I think this can be done with a shared library, that instead of removing
a file, moves the inode to a specific directory per file system, ala 
lost+found and renames it in some way so you have the data and time (a
version stamp) and the owner rights etc available. This should not be
file system specific code, but something that is available on all file
systems with normal POSIX file system semantics. Libshred probably does
it this way. And then some garbage collection, that can be run
periodically or triggered by low availablilty of space. A lot like MS is
doing it for their trash basket. And something that probably should be
standard for MDK desktops, both KDE and Gnome have a trash basket.

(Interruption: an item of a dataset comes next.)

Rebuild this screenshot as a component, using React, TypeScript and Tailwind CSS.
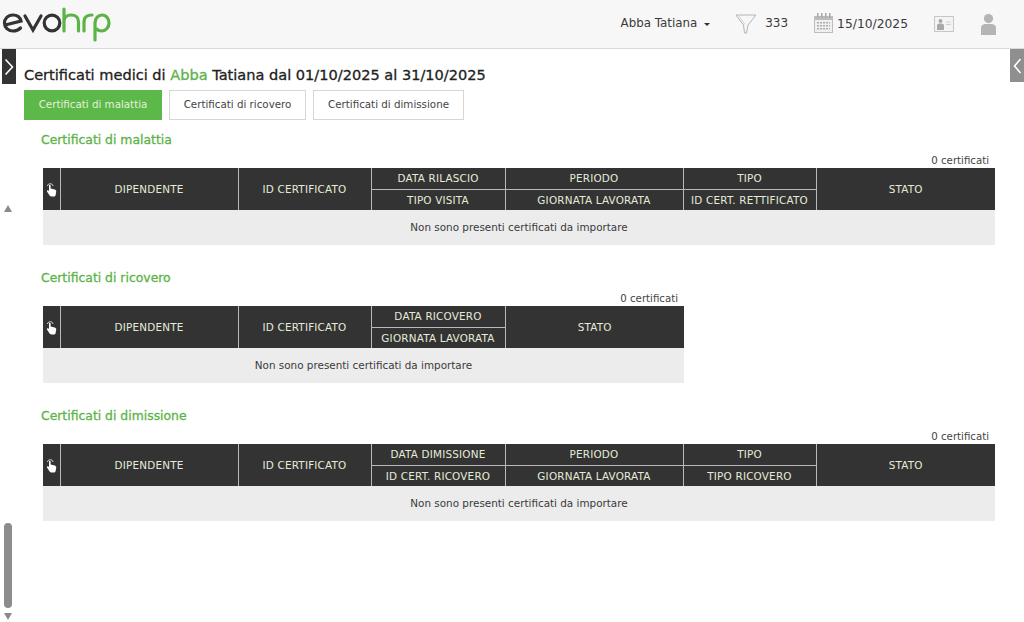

> Once a file is older than about 5 revisions, keeping it on fast-access
> media is a waste of money.
> 
> rsync + amanda is what we use in production. 1 day interval for rysnc,
> if you want anything else, we'll pull it off tape. If users have a
> problem with that, they can write their copies to CD on our webCDwriter
> installation.

I am not really trying to target big organisations with well developed
backup strategies. These people know what they are doing and would
probably not be satisfied with a standard solution anyway. I am more
thinking of small businesses, smaller web servers, home and hobby
systems. The ones that forget to set up backup. I think there are many
of these users around that are actual or potential MDK customers.

> I much prefer having users educated than to have to backup every single
> little change to a file.

They don't do it. And if I have to bother every time I make a change,
that would lower my productivity. And Murphys law says that I will
forget to backup the very file that I really should not have deleted.

> We have over 130GB of data at the moment, and
> it starts getting very expensive to start keeping 5-10 copies of that
> all compared to the 2 we have on disk (on-site and a rysnc'ed copy
> off-site) with daily differential amanda backups.

130 GB of data is next to nothing these days, a standard 120 GB disk
costs 80 EUR + tax nowadays. But of cause there should be some policy on
when and how to do garbage collection.